Человек оказывается на грани разрыва между своим вынужденно-житейским путем и истиной, которая в нем тлеет. Этот разрыв заполняется обостренной внутренней деятельностью, которую можно назвать "христианским практическим сознанием". Задача его - возродить в человеке человеческое. Речь у Достоевского идет о процессуальной содержательности христианской заповеди смирения. В "Речи о Пушкине", произнесенной в конце жизни, Достоевский призывает: "Смирись, гордый человек, и прежде всего сломи свою гордость. Смирись, праздный человек, и прежде всего потрудись на родной ниве".

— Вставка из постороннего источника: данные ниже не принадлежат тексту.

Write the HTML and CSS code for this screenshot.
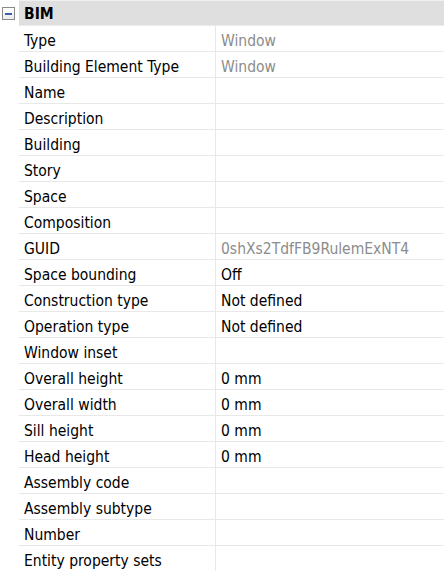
FILE: index.html
```html
<!DOCTYPE html>
<html>
<head>
<meta charset="utf-8">
<link rel="stylesheet" href="styles.css">
</head>
<body>
<div class="grid">
  <div class="header">
    <div class="gutter"><span class="toggle"><span class="bar"></span></span></div>
    <div class="title">BIM</div>
  </div>
  <div class="row"><div class="gutter"></div><div class="label">Type</div><div class="value muted">Window</div></div>
  <div class="row"><div class="gutter"></div><div class="label">Building Element Type</div><div class="value muted">Window</div></div>
  <div class="row"><div class="gutter"></div><div class="label">Name</div><div class="value"></div></div>
  <div class="row"><div class="gutter"></div><div class="label">Description</div><div class="value"></div></div>
  <div class="row"><div class="gutter"></div><div class="label">Building</div><div class="value"></div></div>
  <div class="row"><div class="gutter"></div><div class="label">Story</div><div class="value"></div></div>
  <div class="row"><div class="gutter"></div><div class="label">Space</div><div class="value"></div></div>
  <div class="row"><div class="gutter"></div><div class="label">Composition</div><div class="value"></div></div>
  <div class="row"><div class="gutter"></div><div class="label">GUID</div><div class="value muted">0shXs2TdfFB9RulemExNT4</div></div>
  <div class="row"><div class="gutter"></div><div class="label">Space bounding</div><div class="value">Off</div></div>
  <div class="row"><div class="gutter"></div><div class="label">Construction type</div><div class="value">Not defined</div></div>
  <div class="row"><div class="gutter"></div><div class="label">Operation type</div><div class="value">Not defined</div></div>
  <div class="row"><div class="gutter"></div><div class="label">Window inset</div><div class="value"></div></div>
  <div class="row"><div class="gutter"></div><div class="label">Overall height</div><div class="value">0 mm</div></div>
  <div class="row"><div class="gutter"></div><div class="label">Overall width</div><div class="value">0 mm</div></div>
  <div class="row"><div class="gutter"></div><div class="label">Sill height</div><div class="value">0 mm</div></div>
  <div class="row"><div class="gutter"></div><div class="label">Head height</div><div class="value">0 mm</div></div>
  <div class="row"><div class="gutter"></div><div class="label">Assembly code</div><div class="value"></div></div>
  <div class="row"><div class="gutter"></div><div class="label">Assembly subtype</div><div class="value"></div></div>
  <div class="row"><div class="gutter"></div><div class="label">Number</div><div class="value"></div></div>
  <div class="row"><div class="gutter"></div><div class="label">Entity property sets</div><div class="value"></div></div>
</div>
</body>
</html>
```
FILE: styles.css
```css
html, body {
  margin: 0;
  padding: 0;
  background: #ffffff;
}
body {
  font-family: "DejaVu Sans Condensed", "DejaVu Sans", sans-serif;
  font-size: 15.5px;
  color: #000;
  overflow: hidden;
}
.grid {
  width: 444px;
  display: flex;
  flex-direction: column;
}
.header {
  display: grid;
  grid-template-columns: 19px 1fr;
  height: 26px;
}
.header .title {
  background: #dfdfdf;
  border-top: 1px solid #f0f0f0;
  border-bottom: 1px solid #ececec;
  font-weight: bold;
  padding-left: 5px;
  padding-top: 2px;
  display: flex;
  align-items: center;
  box-sizing: border-box;
}
.gutter {
  background: #fff;
  position: relative;
}
.toggle {
  position: absolute;
  left: 2px;
  top: 7px;
  width: 11px;
  height: 11px;
  border: 1px solid #8a8a8a;
  background: linear-gradient(#ffffff, #ececec);
  display: flex;
  align-items: center;
  justify-content: center;
}
.toggle .bar {
  width: 7px;
  height: 2px;
  background: #3d5ea8;
}
.row {
  display: grid;
  grid-template-columns: 19px 197px 1fr;
  height: 26px;
}
.row .label,
.row .value {
  border-bottom: 1px solid #e8e8e8;
  display: flex;
  align-items: center;
  white-space: nowrap;
  box-sizing: border-box;
  padding-top: 5px;
}
.row .label {
  padding-left: 5px;
  border-right: 1px solid #e8e8e8;
}
.row .value {
  padding-left: 5px;
}
.muted {
  color: #8c8c8c;
}
```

Смирение у Достоевского не психологическая категория, означающая бессилие, безропотность, собственное умаление, ощущение ничтожества перед другими. В смирении Достоевского есть призыв: "и прежде всего потрудись на родной ниве". Само смирение человека (как оно понимается в святоотеческом богословии) уже дерзновение и источник действий, принятие на себя всей полноты ответственности, а не проявление слабости. Так в творчестве Достоевского сходятся религиозные и философские взгляды на человека. Однако это не религиозная философия, интеллектуально развивающая христианские истины, и не богословие, питающееся Откровением. Мысли Достоевского - мысли гения, оказывающегося способным подняться над собственным страданием, ощутившим свою связь с общечеловеческим страданием и взявшим на себя страшное бремя сострадания.